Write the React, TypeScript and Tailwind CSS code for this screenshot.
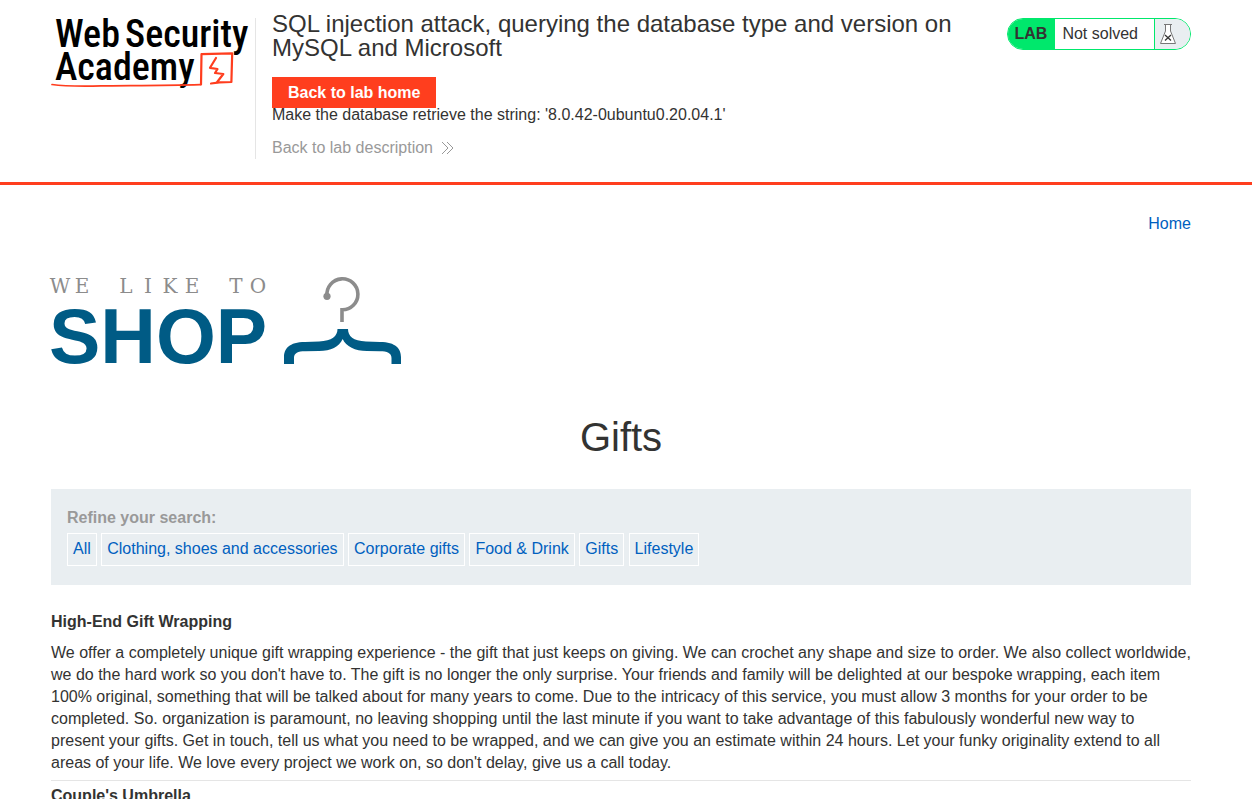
const categories = [
  'All',
  'Clothing, shoes and accessories',
  'Corporate gifts',
  'Food & Drink',
  'Gifts',
  'Lifestyle',
];

const products = [
  {
    name: 'High-End Gift Wrapping',
    text: "We offer a completely unique gift wrapping experience - the gift that just keeps on giving. We can crochet any shape and size to order. We also collect worldwide, we do the hard work so you don't have to. The gift is no longer the only surprise. Your friends and family will be delighted at our bespoke wrapping, each item 100% original, something that will be talked about for many years to come. Due to the intricacy of this service, you must allow 3 months for your order to be completed. So. organization is paramount, no leaving shopping until the last minute if you want to take advantage of this fabulously wonderful new way to present your gifts. Get in touch, tell us what you need to be wrapped, and we can give you an estimate within 24 hours. Let your funky originality extend to all areas of your life. We love every project we work on, so don't delay, give us a call today.",
  },
  { name: "Couple's Umbrella", text: '' },
];

function AcademyLogo() {
  return (
    <svg viewBox="0 0 204 74" className="h-[74px] w-[204px] shrink-0 overflow-visible" role="img" aria-label="Web Security Academy">
      <g className="font-['Roboto_Condensed','Liberation_Sans_Narrow',Roboto,sans-serif] text-[38px] font-medium" fill="#000">
        <text x="4" y="29">Web</text>
        <text x="74" y="29">Security</text>
        <text x="4" y="62">Academy</text>
      </g>
      <g fill="none" stroke="#ff3d1e" strokeLinejoin="round" strokeLinecap="round">
        <path d="M1 66.500C15 68.500 30 68.300 50 67.900S110 67.600 149.500 66.600" strokeWidth="1.700" />
        <path d="M150 66.400L150.500 36.200L181.200 35.300L180.400 64L168.500 64.400L160 65.500" strokeWidth="2.200" />
        <path d="M165 40L159 49.800L166.500 51L164 55L172.300 56L166.200 64" strokeWidth="2.200" />
      </g>
    </svg>
  );
}

function ShopLogo() {
  return (
    <svg viewBox="0 0 351 96" className="block h-24 w-[351px] overflow-visible" role="img" aria-label="We like to shop">
      <text
        className="font-['DejaVu_Serif',serif] text-[20px]"
        textAnchor="middle"
        x="9 31 53 75 97 119 141 163 185 207"
        y="23"
        fill="#8c8c8c"
      >
        WE LIKE TO
      </text>
      <text className="font-['Liberation_Sans',Arial,sans-serif] text-[77px] font-bold" x="-2" y="93" fill="#005b85">
        SHOP
      </text>
      <path d="M276 26A15.500 15.500 0 1 1 291 39.800V52" fill="none" stroke="#8c8c8c" strokeWidth="3.600" />
      <circle cx="276" cy="26.300" r="3.600" fill="#8c8c8c" />
      <path
        d="M286.500 59H297C297 66 302 71 315 71.500L329 72C345 72 350 79 350 87V94H340.500V88C340.500 83 336 81.300 329 81.300L316 81C304 81 295 76.500 291.700 69C288 77 280 81 268 81L254 81.300C247 81.300 243 83 243 88V94H233V87C233 79 238 72 254 72L268 71.500C281 71 286.500 66 286.500 59Z"
        fill="#005b85"
      />
    </svg>
  );
}

function FlaskIcon() {
  return (
    <svg viewBox="0 0 18 22" className="h-[22px] w-[18px]" fill="#fff" stroke="#777" strokeWidth="1" aria-hidden="true">
      <path d="M6.500 1.500V8L1.500 20.500H16.500L11.500 8V1.500Z" />
      <path d="M5 1.500H13" />
      <path d="M6 12L12 17.500M12 12L6 17.500" stroke="#333" strokeWidth="1.300" />
    </svg>
  );
}

export default function App() {
  return (
    <div className="bg-white font-['Liberation_Sans',Arial,sans-serif] text-base leading-[22px] text-[#333332]">
      <header className="border-b-[3px] border-[#ff3e1e] pt-[18px] pr-[61px] pb-[23px] pl-[51px]">
        <div className="flex items-start">
          <AcademyLogo />
          <div className="min-h-[140px] max-w-[720px] flex-1 border-l border-[#e5e5e5] pl-4">
            <h2 className="-mt-1.5 text-2xl leading-6">
              SQL injection attack, querying the database type and version on MySQL and Microsoft
            </h2>
            <a href="#home" className="mt-[17px] block w-fit bg-[#ff3e1e] px-4 py-1 font-bold leading-[23px] text-white">
              Back to lab home
            </a>
            <p className="-mt-1">Make the database retrieve the string: '8.0.42-0ubuntu0.20.04.1'</p>
            <a href="#description" className="mt-[11px] flex w-fit items-center gap-2 text-[#999]">
              Back to lab description
              <svg viewBox="0 0 13 14" className="h-3.5 w-[13px]" fill="none" stroke="#999" aria-hidden="true">
                <path d="M1 1L7 7L1 13M6 1L12 7L6 13" />
              </svg>
            </a>
          </div>
          <div className="ml-auto flex h-8 shrink-0 items-stretch overflow-hidden rounded-full border border-[#00e86c] leading-[30px]">
            <span className="bg-[#00e86c] px-2 pl-[7px] font-bold">LAB</span>
            <span className="pr-4 pl-[7px]">Not solved</span>
            <span className="flex w-9 items-center border-l border-[#00e86c] bg-[#e9eef1] pl-1">
              <FlaskIcon />
            </span>
          </div>
        </div>
      </header>

      <main className="pr-[61px] pl-[51px]">
        <nav className="flex justify-end pt-7">
          <a href="#home" className="text-[#0060bf]">Home</a>
        </nav>
        <div className="mt-[35px]">
          <ShopLogo />
        </div>
        <h1 className="mt-[43px] text-center text-[40px] leading-[56px]">Gifts</h1>
        <section className="mt-6 bg-[#e9eef1] px-4 pt-[18px] pb-[19px]">
          <h2 className="font-bold text-[#999]">Refine your search:</h2>
          <div className="mt-1">
            {categories.map((category) => (
              <span key={category}>
                <a
                  href="#category"
                  className="inline-block border border-white px-[5px] pt-1 pb-[5px] align-top text-[#0060bf]"
                >
                  {category}
                </a>{' '}
              </span>
            ))}
          </div>
        </section>
        <div className="mt-[22px]">
          {products.map((product) => (
            <article key={product.name} className="border-b border-[#e5e5e5] pt-1 pb-1.5">
              <h3 className="pb-[9px] font-bold">{product.name}</h3>
              {product.text && <p>{product.text}</p>}
            </article>
          ))}
        </div>
      </main>
    </div>
  );
}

---

What to produce:
Reproduce the material above in full and without alteration, but skip all pictures.

Problem solution:
Write the React, TypeScript and Tailwind CSS code for this screenshot.
const categories = [
  'All',
  'Clothing, shoes and accessories',
  'Corporate gifts',
  'Food & Drink',
  'Gifts',
  'Lifestyle',
];

const products = [
  {
    name: 'High-End Gift Wrapping',
    text: "We offer a completely unique gift wrapping experience - the gift that just keeps on giving. We can crochet any shape and size to order. We also collect worldwide, we do the hard work so you don't have to. The gift is no longer the only surprise. Your friends and family will be delighted at our bespoke wrapping, each item 100% original, something that will be talked about for many years to come. Due to the intricacy of this service, you must allow 3 months for your order to be completed. So. organization is paramount, no leaving shopping until the last minute if you want to take advantage of this fabulously wonderful new way to present your gifts. Get in touch, tell us what you need to be wrapped, and we can give you an estimate within 24 hours. Let your funky originality extend to all areas of your life. We love every project we work on, so don't delay, give us a call today.",
  },
  { name: "Couple's Umbrella", text: '' },
];

function AcademyLogo() {
  return (
    <svg viewBox="0 0 204 74" className="h-[74px] w-[204px] shrink-0 overflow-visible" role="img" aria-label="Web Security Academy">
      <g className="font-['Roboto_Condensed','Liberation_Sans_Narrow',Roboto,sans-serif] text-[38px] font-medium" fill="#000">
        <text x="4" y="29">Web</text>
        <text x="74" y="29">Security</text>
        <text x="4" y="62">Academy</text>
      </g>
      <g fill="none" stroke="#ff3d1e" strokeLinejoin="round" strokeLinecap="round">
        <path d="M1 66.500C15 68.500 30 68.300 50 67.900S110 67.600 149.500 66.600" strokeWidth="1.700" />
        <path d="M150 66.400L150.500 36.200L181.200 35.300L180.400 64L168.500 64.400L160 65.500" strokeWidth="2.200" />
        <path d="M165 40L159 49.800L166.500 51L164 55L172.300 56L166.200 64" strokeWidth="2.200" />
      </g>
    </svg>
  );
}

function ShopLogo() {
  return (
    <svg viewBox="0 0 351 96" className="block h-24 w-[351px] overflow-visible" role="img" aria-label="We like to shop">
      <text
        className="font-['DejaVu_Serif',serif] text-[20px]"
        textAnchor="middle"
        x="9 31 53 75 97 119 141 163 185 207"
        y="23"
        fill="#8c8c8c"
      >
        WE LIKE TO
      </text>
      <text className="font-['Liberation_Sans',Arial,sans-serif] text-[77px] font-bold" x="-2" y="93" fill="#005b85">
        SHOP
      </text>
      <path d="M276 26A15.500 15.500 0 1 1 291 39.800V52" fill="none" stroke="#8c8c8c" strokeWidth="3.600" />
      <circle cx="276" cy="26.300" r="3.600" fill="#8c8c8c" />
      <path
        d="M286.500 59H297C297 66 302 71 315 71.500L329 72C345 72 350 79 350 87V94H340.500V88C340.500 83 336 81.300 329 81.300L316 81C304 81 295 76.500 291.700 69C288 77 280 81 268 81L254 81.300C247 81.300 243 83 243 88V94H233V87C233 79 238 72 254 72L268 71.500C281 71 286.500 66 286.500 59Z"
        fill="#005b85"
      />
    </svg>
  );
}

function FlaskIcon() {
  return (
    <svg viewBox="0 0 18 22" className="h-[22px] w-[18px]" fill="#fff" stroke="#777" strokeWidth="1" aria-hidden="true">
      <path d="M6.500 1.500V8L1.500 20.500H16.500L11.500 8V1.500Z" />
      <path d="M5 1.500H13" />
      <path d="M6 12L12 17.500M12 12L6 17.500" stroke="#333" strokeWidth="1.300" />
    </svg>
  );
}

export default function App() {
  return (
    <div className="bg-white font-['Liberation_Sans',Arial,sans-serif] text-base leading-[22px] text-[#333332]">
      <header className="border-b-[3px] border-[#ff3e1e] pt-[18px] pr-[61px] pb-[23px] pl-[51px]">
        <div className="flex items-start">
          <AcademyLogo />
          <div className="min-h-[140px] max-w-[720px] flex-1 border-l border-[#e5e5e5] pl-4">
            <h2 className="-mt-1.5 text-2xl leading-6">
              SQL injection attack, querying the database type and version on MySQL and Microsoft
            </h2>
            <a href="#home" className="mt-[17px] block w-fit bg-[#ff3e1e] px-4 py-1 font-bold leading-[23px] text-white">
              Back to lab home
            </a>
            <p className="-mt-1">Make the database retrieve the string: '8.0.42-0ubuntu0.20.04.1'</p>
            <a href="#description" className="mt-[11px] flex w-fit items-center gap-2 text-[#999]">
              Back to lab description
              <svg viewBox="0 0 13 14" className="h-3.5 w-[13px]" fill="none" stroke="#999" aria-hidden="true">
                <path d="M1 1L7 7L1 13M6 1L12 7L6 13" />
              </svg>
            </a>
          </div>
          <div className="ml-auto flex h-8 shrink-0 items-stretch overflow-hidden rounded-full border border-[#00e86c] leading-[30px]">
            <span className="bg-[#00e86c] px-2 pl-[7px] font-bold">LAB</span>
            <span className="pr-4 pl-[7px]">Not solved</span>
            <span className="flex w-9 items-center border-l border-[#00e86c] bg-[#e9eef1] pl-1">
              <FlaskIcon />
            </span>
          </div>
        </div>
      </header>

      <main className="pr-[61px] pl-[51px]">
        <nav className="flex justify-end pt-7">
          <a href="#home" className="text-[#0060bf]">Home</a>
        </nav>
        <div className="mt-[35px]">
          <ShopLogo />
        </div>
        <h1 className="mt-[43px] text-center text-[40px] leading-[56px]">Gifts</h1>
        <section className="mt-6 bg-[#e9eef1] px-4 pt-[18px] pb-[19px]">
          <h2 className="font-bold text-[#999]">Refine your search:</h2>
          <div className="mt-1">
            {categories.map((category) => (
              <span key={category}>
                <a
                  href="#category"
                  className="inline-block border border-white px-[5px] pt-1 pb-[5px] align-top text-[#0060bf]"
                >
                  {category}
                </a>{' '}
              </span>
            ))}
          </div>
        </section>
        <div className="mt-[22px]">
          {products.map((product) => (
            <article key={product.name} className="border-b border-[#e5e5e5] pt-1 pb-1.5">
              <h3 className="pb-[9px] font-bold">{product.name}</h3>
              {product.text && <p>{product.text}</p>}
            </article>
          ))}
        </div>
      </main>
    </div>
  );
}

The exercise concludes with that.